Are the expected size requirements for the upcoming bad-block tables on par with the dirty-bitmap tables? Larger? Smaller?

Also, by default the write-bitmap is 'dirtied' appropriately before any actual writes occur to the array itself, then a given bit marked clean again after a timeout period, correct?


Re: Design notes for a bad-block list in md/raid (31 May 2010, 00:04 UTC)

My current draft implementation limits the bad-block list to 4K (512 entries). That may well be changed, but it doubt it would exceed 32K. You wouldn't really be able to put it on a separate device though. The bad-block-list needs to be on the device with the bad blocks.

Your summary of how bits in the bitmap are updated is correct.



Re: NeilBrown Re: bad-block list internal (31 May 2010, 00:14 UTC)

Understood again, and one less issue to be concerned with then. Thought the bad-block chunk would be as mobile as the bitmap chunk, or possibly had to be wherever the bitmap chunk was stored, thus my concern for how large it could grow.

Thank you again for such a wonderful set of tools.


Re: Design notes for a bad-block list in md/raid (03 December 2010, 01:49 UTC)

Did this ever get implemented into an active kernel?


Re: Design notes for a bad-block list in md/raid (03 December 2010, 02:53 UTC)

No. I have code, but it is completely untested and has no user-space support. I really want to get back to it, but other things have intervened.

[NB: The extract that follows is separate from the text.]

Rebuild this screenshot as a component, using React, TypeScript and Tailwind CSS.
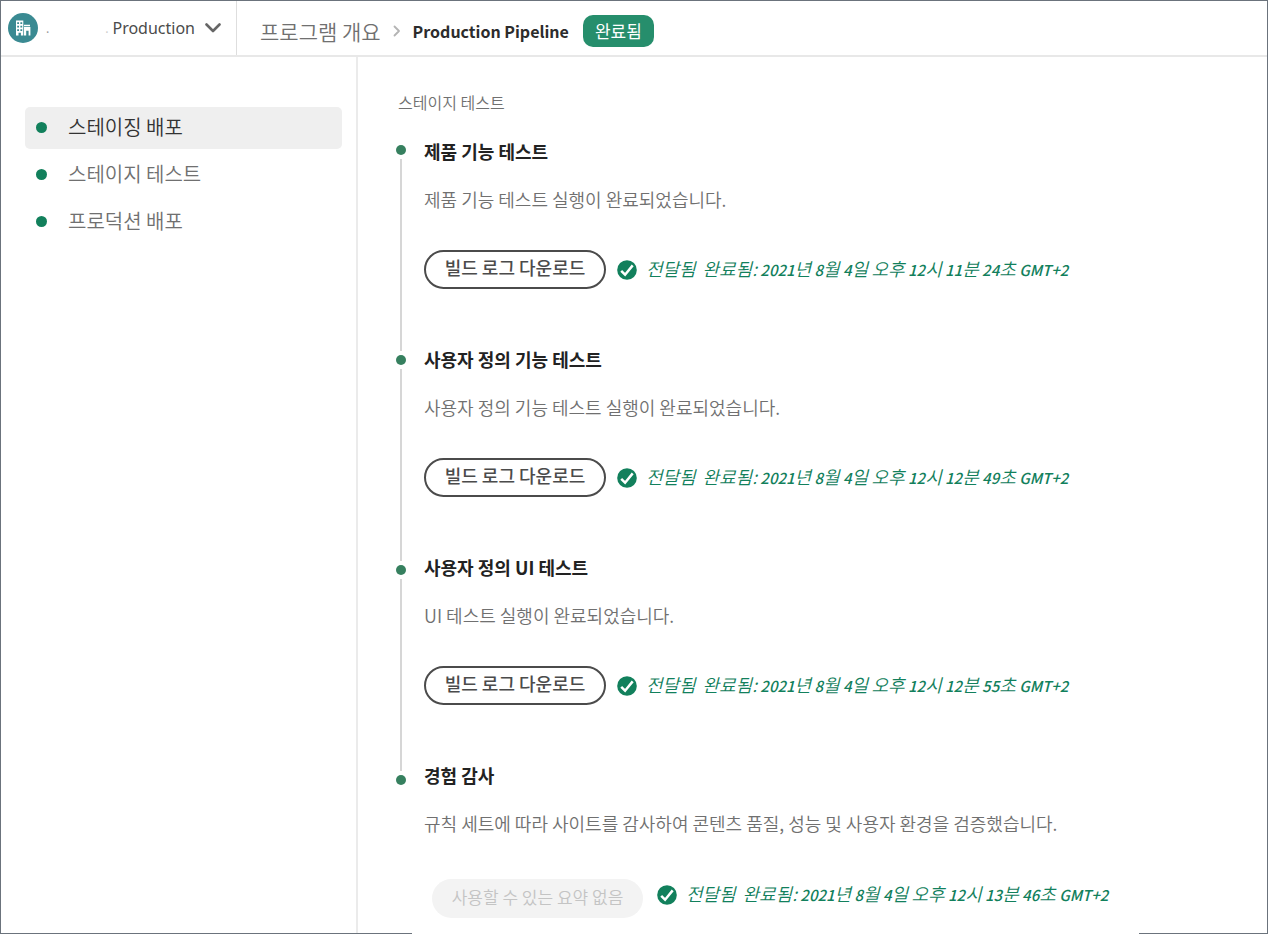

Re: Design notes for a bad-block list in md/raid (05 April 2011, 07:15 UTC)
I have read: I would recommend v1.2 for new arrays unless it is a RAID1 that you hope to boot from, in which case you probably need v1.0 (or maybe even 0.90) for grub/lilo to be able to understand it. from: Re: Design notes for a bad-block list in md/raid

what I want to report is: The grub 2 in ubuntu 10.04 can not recognize superblock 1.0, so it fails when I re-install Grub 2 into raid1.